EXERCISE INSTRUCTIONS
Give back, word for word, only the lines from the opening of the records through the one with "string; label: string;". Pictures stay out.
## BEGIN PROVIDED RECORDS
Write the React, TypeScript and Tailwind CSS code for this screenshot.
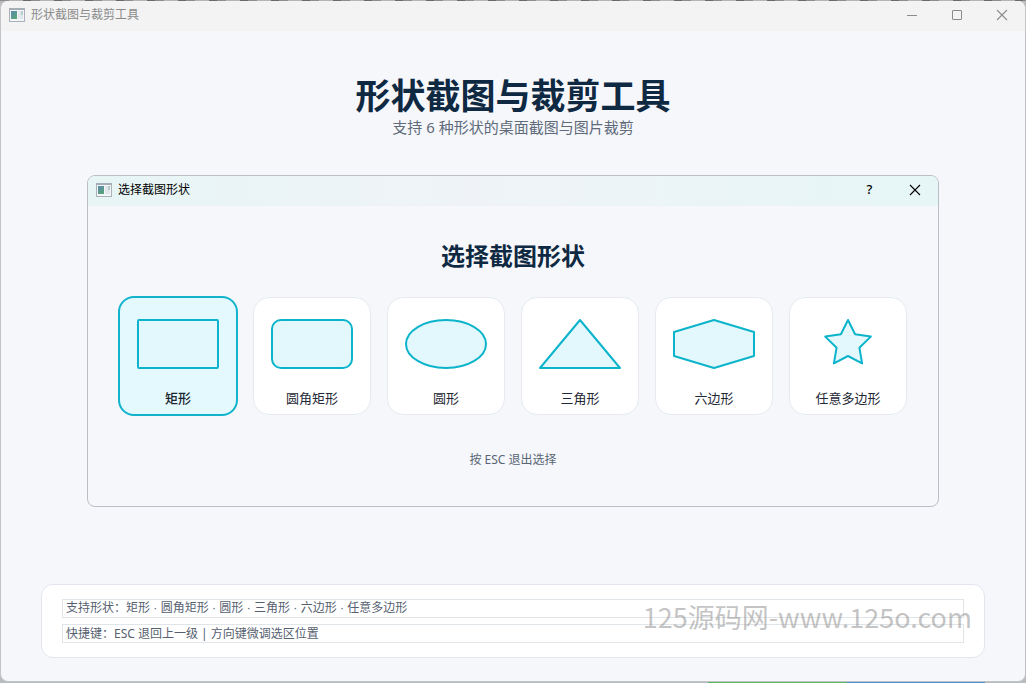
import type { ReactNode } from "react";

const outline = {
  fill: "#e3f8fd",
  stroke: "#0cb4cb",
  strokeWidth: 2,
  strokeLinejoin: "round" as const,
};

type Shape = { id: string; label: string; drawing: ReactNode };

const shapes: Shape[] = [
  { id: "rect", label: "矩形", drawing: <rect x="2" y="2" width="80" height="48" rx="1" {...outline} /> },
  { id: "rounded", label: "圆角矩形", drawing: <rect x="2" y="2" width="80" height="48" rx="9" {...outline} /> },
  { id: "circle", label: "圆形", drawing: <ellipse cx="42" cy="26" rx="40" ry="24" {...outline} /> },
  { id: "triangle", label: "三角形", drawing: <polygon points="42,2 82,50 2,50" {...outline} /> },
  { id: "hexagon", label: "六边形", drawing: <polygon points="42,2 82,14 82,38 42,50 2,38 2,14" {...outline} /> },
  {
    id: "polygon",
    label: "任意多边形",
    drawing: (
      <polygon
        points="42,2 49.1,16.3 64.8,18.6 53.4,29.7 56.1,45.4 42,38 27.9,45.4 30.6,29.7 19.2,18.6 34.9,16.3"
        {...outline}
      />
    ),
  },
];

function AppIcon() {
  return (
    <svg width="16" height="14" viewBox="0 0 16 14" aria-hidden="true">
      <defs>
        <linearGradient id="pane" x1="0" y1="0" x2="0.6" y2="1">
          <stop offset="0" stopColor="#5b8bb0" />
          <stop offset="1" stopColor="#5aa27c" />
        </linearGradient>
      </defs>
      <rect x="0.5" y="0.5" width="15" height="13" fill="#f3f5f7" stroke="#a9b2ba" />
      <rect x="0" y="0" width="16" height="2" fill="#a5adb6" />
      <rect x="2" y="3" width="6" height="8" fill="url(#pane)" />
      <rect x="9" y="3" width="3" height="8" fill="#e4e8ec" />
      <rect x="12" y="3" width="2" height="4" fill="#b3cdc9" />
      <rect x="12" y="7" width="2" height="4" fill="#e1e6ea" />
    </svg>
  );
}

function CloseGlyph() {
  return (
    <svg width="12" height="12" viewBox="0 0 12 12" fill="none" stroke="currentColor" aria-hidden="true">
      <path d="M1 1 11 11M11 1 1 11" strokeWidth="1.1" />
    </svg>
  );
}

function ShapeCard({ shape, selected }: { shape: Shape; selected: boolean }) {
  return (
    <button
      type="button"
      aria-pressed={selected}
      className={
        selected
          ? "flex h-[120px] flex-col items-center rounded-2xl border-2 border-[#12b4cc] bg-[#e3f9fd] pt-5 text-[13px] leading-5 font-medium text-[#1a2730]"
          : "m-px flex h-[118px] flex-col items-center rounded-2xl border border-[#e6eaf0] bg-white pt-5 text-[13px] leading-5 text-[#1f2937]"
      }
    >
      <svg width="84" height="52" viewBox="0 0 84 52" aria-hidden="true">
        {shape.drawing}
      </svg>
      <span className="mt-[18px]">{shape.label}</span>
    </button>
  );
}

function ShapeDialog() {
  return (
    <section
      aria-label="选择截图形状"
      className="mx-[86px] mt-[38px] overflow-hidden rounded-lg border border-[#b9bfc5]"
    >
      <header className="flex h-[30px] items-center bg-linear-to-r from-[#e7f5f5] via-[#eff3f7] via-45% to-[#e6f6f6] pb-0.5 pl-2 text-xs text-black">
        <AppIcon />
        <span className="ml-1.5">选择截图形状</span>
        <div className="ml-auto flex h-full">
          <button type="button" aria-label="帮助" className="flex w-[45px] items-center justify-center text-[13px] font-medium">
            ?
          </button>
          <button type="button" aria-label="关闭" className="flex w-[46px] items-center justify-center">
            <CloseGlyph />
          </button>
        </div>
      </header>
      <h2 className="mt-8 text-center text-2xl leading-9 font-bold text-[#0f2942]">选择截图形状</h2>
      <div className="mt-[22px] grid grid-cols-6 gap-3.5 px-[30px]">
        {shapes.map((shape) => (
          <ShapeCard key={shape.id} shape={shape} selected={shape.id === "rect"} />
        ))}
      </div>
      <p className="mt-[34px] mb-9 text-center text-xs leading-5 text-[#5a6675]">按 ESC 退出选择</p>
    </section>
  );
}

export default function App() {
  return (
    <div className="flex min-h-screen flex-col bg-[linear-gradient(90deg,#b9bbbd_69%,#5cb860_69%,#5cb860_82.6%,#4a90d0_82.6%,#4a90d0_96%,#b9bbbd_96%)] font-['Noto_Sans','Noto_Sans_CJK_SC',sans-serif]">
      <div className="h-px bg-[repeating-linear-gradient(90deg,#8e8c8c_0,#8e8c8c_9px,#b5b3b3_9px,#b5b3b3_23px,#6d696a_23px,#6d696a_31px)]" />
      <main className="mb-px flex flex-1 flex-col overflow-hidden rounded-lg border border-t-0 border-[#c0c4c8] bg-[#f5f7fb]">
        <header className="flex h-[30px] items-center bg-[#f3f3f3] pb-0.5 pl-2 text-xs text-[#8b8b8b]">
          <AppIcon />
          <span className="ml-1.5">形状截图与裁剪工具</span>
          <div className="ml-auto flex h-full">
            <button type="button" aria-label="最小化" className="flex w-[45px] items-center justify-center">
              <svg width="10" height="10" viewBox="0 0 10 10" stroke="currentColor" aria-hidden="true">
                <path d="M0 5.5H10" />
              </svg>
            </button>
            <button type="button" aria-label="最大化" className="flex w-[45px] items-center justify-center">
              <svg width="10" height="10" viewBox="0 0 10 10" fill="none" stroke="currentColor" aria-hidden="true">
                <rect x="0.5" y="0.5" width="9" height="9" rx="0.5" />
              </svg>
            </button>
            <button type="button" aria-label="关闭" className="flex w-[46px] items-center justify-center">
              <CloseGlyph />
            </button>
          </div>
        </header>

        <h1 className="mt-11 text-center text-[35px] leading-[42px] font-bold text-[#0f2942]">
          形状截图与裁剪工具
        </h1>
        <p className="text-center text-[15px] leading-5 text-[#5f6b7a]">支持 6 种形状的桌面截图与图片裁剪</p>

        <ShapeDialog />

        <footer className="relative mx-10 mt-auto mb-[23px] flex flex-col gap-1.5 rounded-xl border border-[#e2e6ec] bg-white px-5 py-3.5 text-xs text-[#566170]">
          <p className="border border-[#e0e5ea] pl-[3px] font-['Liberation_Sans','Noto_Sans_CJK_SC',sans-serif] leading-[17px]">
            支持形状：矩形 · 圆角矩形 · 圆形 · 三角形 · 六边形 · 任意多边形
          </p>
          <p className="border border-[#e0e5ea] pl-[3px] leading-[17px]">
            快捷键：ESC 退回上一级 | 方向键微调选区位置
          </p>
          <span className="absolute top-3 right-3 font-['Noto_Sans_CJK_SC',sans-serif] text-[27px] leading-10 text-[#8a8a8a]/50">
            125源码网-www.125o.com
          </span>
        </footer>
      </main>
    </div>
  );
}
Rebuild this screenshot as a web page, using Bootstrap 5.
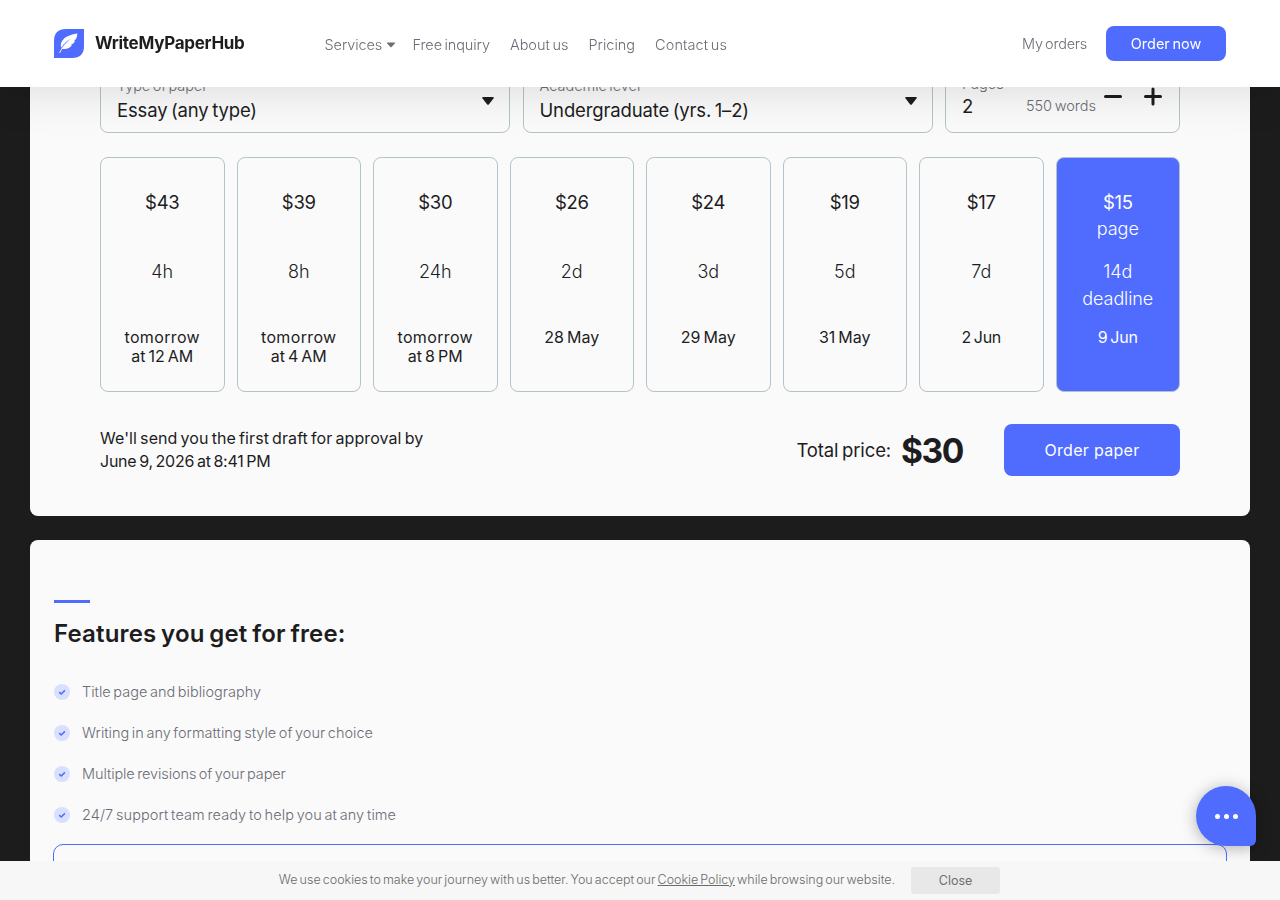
## END PROVIDED RECORDS
CORRECT RESULT
Write the React, TypeScript and Tailwind CSS code for this screenshot.
import type { ReactNode } from "react";

const outline = {
  fill: "#e3f8fd",
  stroke: "#0cb4cb",
  strokeWidth: 2,
  strokeLinejoin: "round" as const,
};

type Shape = { id: string; label: string; drawing: ReactNode };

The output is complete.